----- Given material
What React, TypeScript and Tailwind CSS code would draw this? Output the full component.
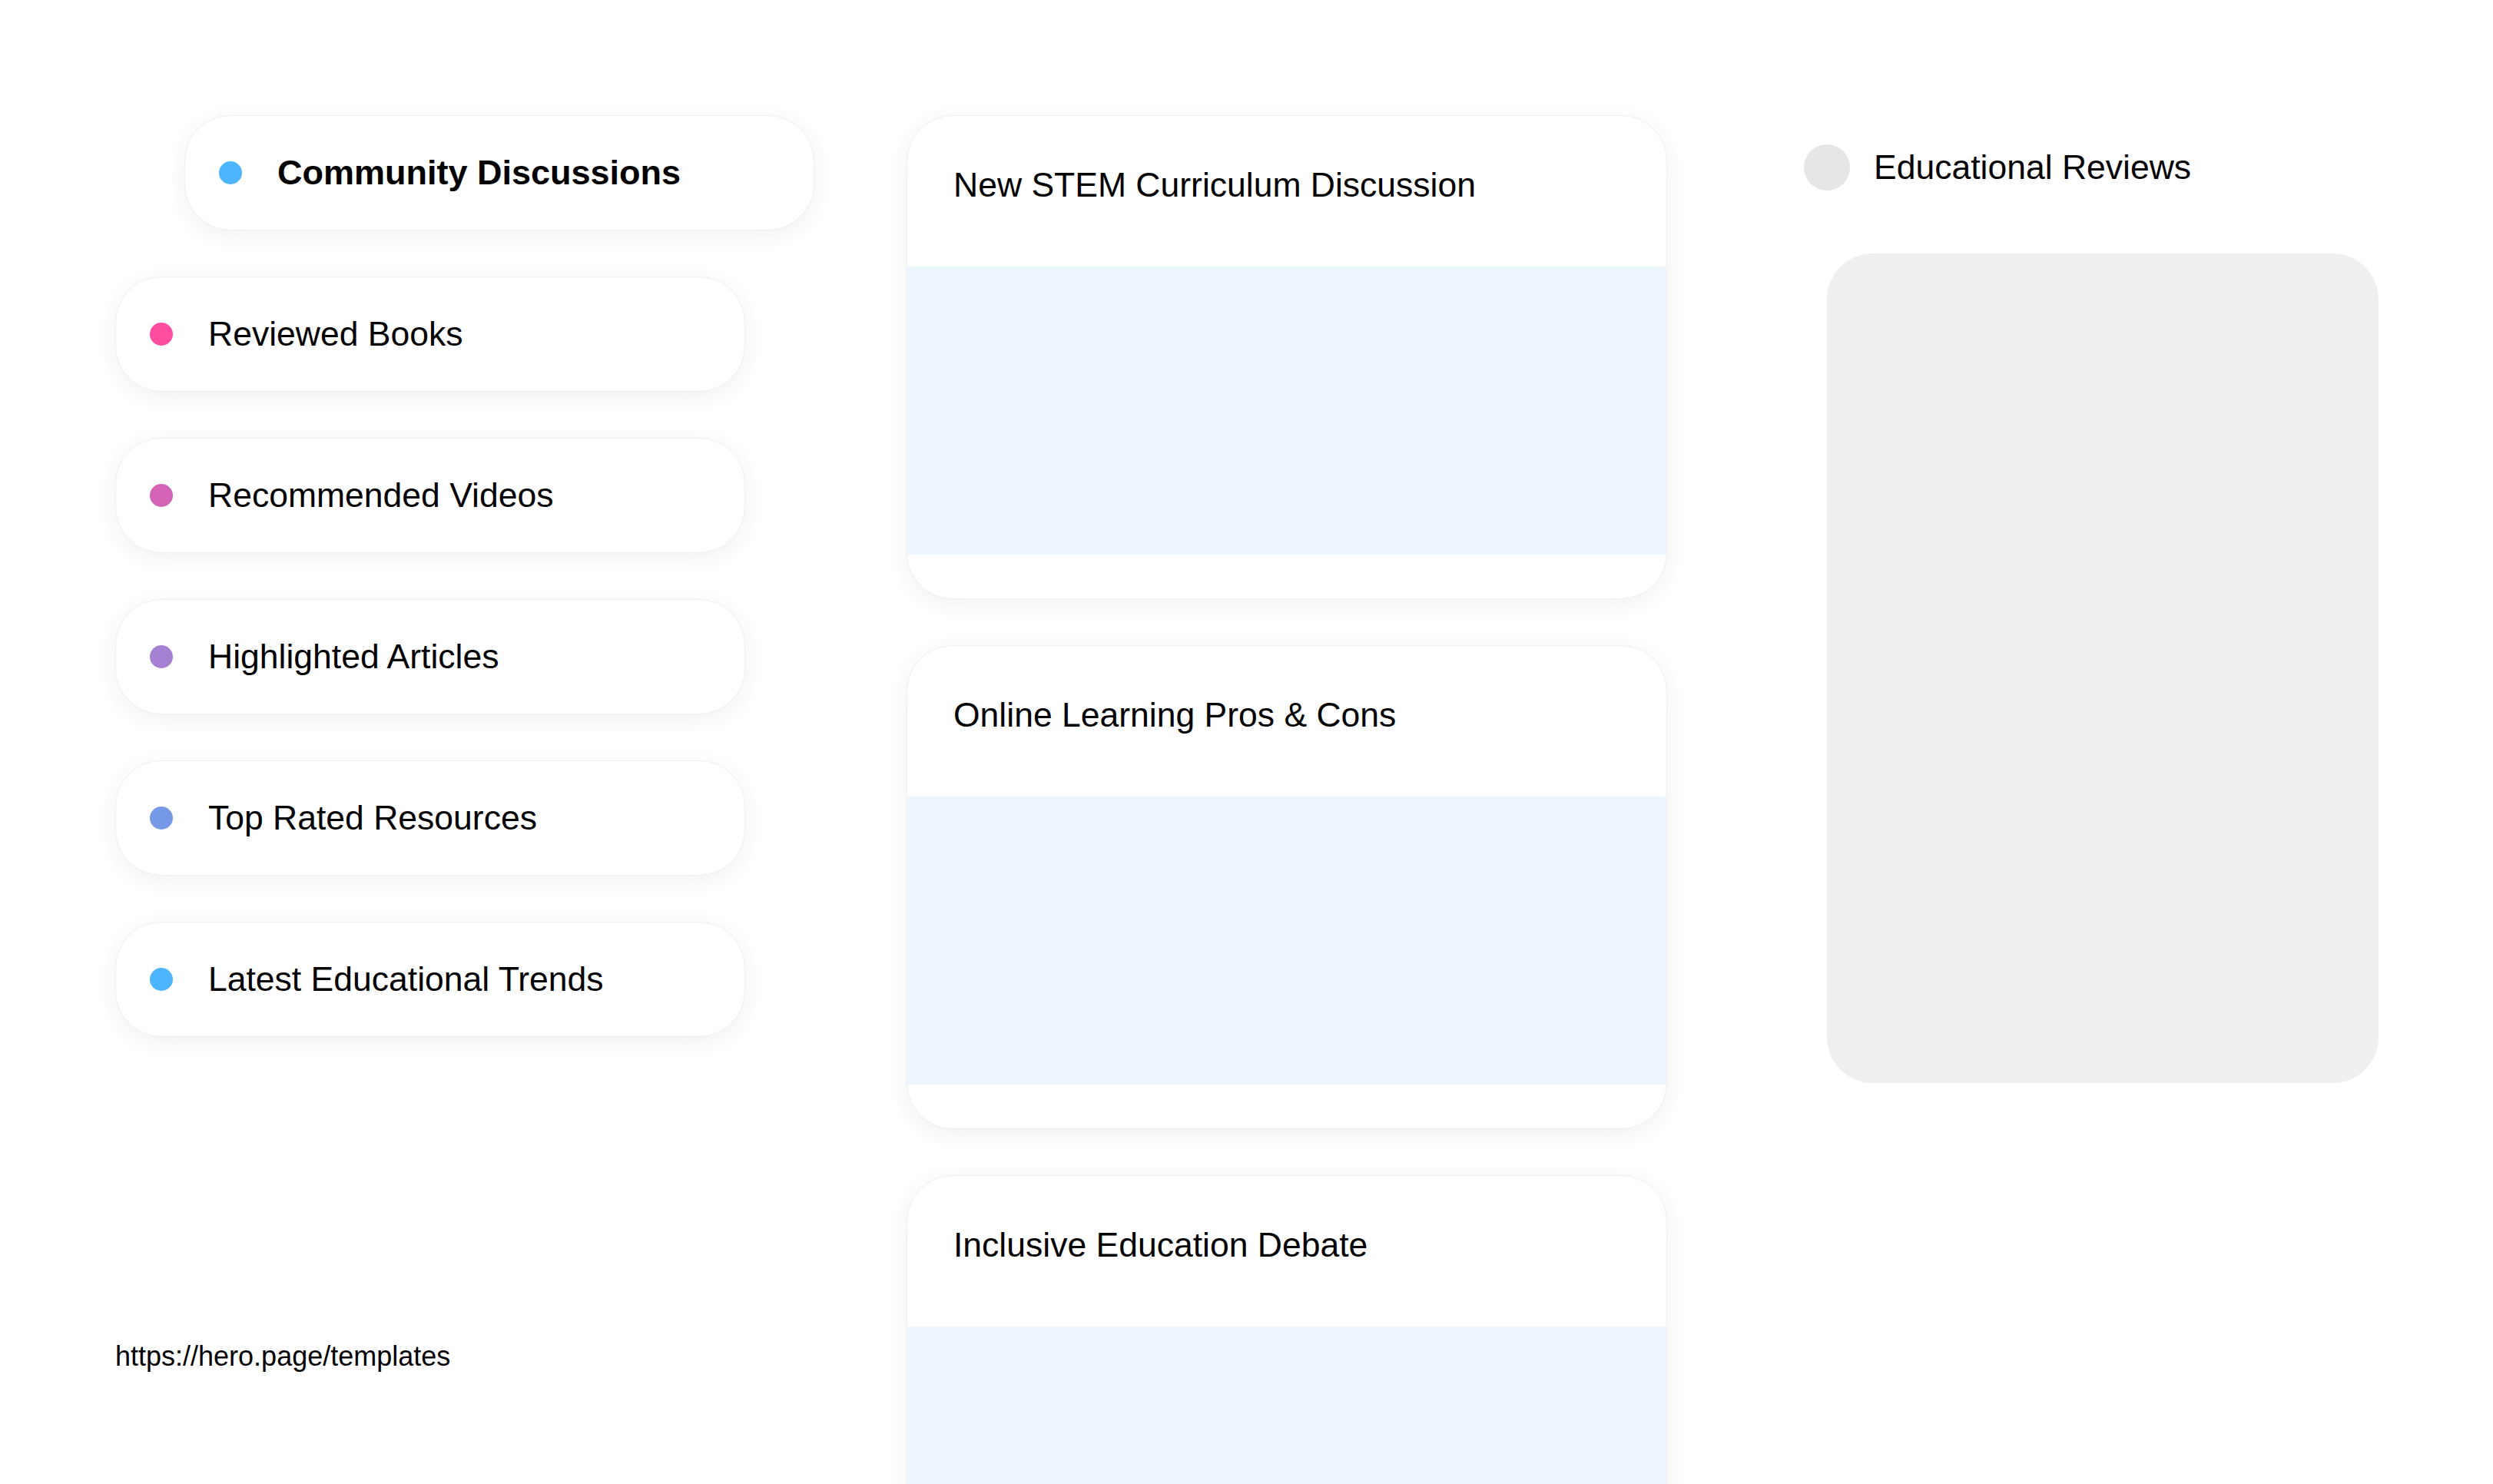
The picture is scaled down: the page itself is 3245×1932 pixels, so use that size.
import React from "react";

const NAV = [
  { label: "Community Discussions", dot: "bg-[#4db5ff]", active: true },
  { label: "Reviewed Books", dot: "bg-[#ff4d9f]" },
  { label: "Recommended Videos", dot: "bg-[#d463b6]" },
  { label: "Highlighted Articles", dot: "bg-[#a680d2]" },
  { label: "Top Rated Resources", dot: "bg-[#7599e6]" },
  { label: "Latest Educational Trends", dot: "bg-[#4db5ff]" },
];

const POSTS = [
  "New STEM Curriculum Discussion",
  "Online Learning Pros & Cons",
  "Inclusive Education Debate",
];

function NavPill({ label, dot, active }: { label: string; dot: string; active?: boolean }) {
  return (
    <div
      className={
        "flex h-[150px] w-[820px] items-center rounded-[60px] border border-[#efefef] bg-white pl-[44px] shadow-[0_6px_28px_rgba(0,0,0,0.06)] " +
        (active ? "translate-x-[90px]" : "")
      }
    >
      <span className={"h-[30px] w-[30px] shrink-0 rounded-full " + dot} />
      <span className={"ml-[46px] text-black " + (active ? "text-[45px] font-bold" : "text-[44.5px]")}>{label}</span>
    </div>
  );
}

function PostCard({ title }: { title: string }) {
  return (
    <div className="h-[630px] w-[990px] shrink-0 overflow-hidden rounded-[60px] border border-[#efefef] bg-white shadow-[0_6px_28px_rgba(0,0,0,0.06)]">
      <div className="h-[196px] px-[60px] pt-[64px] text-[44.5px] leading-[1.15] text-black">{title}</div>
      <div className="h-[375px] bg-[#edf6fe]" />
    </div>
  );
}

export default function App() {
  return (
    <div className="h-[1932px] overflow-hidden bg-white font-['Liberation_Sans',Arial,sans-serif]">
      <div className="flex pl-[150px] pt-[150px]">
        <div className="flex w-[820px] shrink-0 flex-col">
          <div className="flex flex-col gap-[60px]">
            {NAV.map((n) => (
              <NavPill key={n.label} {...n} />
            ))}
          </div>
          <p className="mt-[395px] text-[36px] leading-[1.15] text-black">https://hero.page/templates</p>
        </div>

        <div className="ml-[210px] flex shrink-0 flex-col gap-[60px]">
          {POSTS.map((t) => (
            <PostCard key={t} title={t} />
          ))}
        </div>

        <div className="ml-[178px] flex shrink-0 flex-col pt-[38px]">
          <div className="flex items-center">
            <span className="h-[60px] w-[60px] rounded-full bg-[#e6e6e6]" />
            <span className="ml-[31px] text-[44.5px] leading-[1.15] text-black">Educational Reviews</span>
          </div>
          <div className="ml-[30px] mt-[82px] h-[1080px] w-[718px] rounded-[60px] bg-[#efefef]" />
        </div>
      </div>
    </div>
  );
}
----------
▸ Given task
Using the material above, gather every line that includes "full".

▸ Task output
What React, TypeScript and Tailwind CSS code would draw this? Output the full component.
      <span className={"h-[30px] w-[30px] shrink-0 rounded-full " + dot} />
            <span className="h-[60px] w-[60px] rounded-full bg-[#e6e6e6]" />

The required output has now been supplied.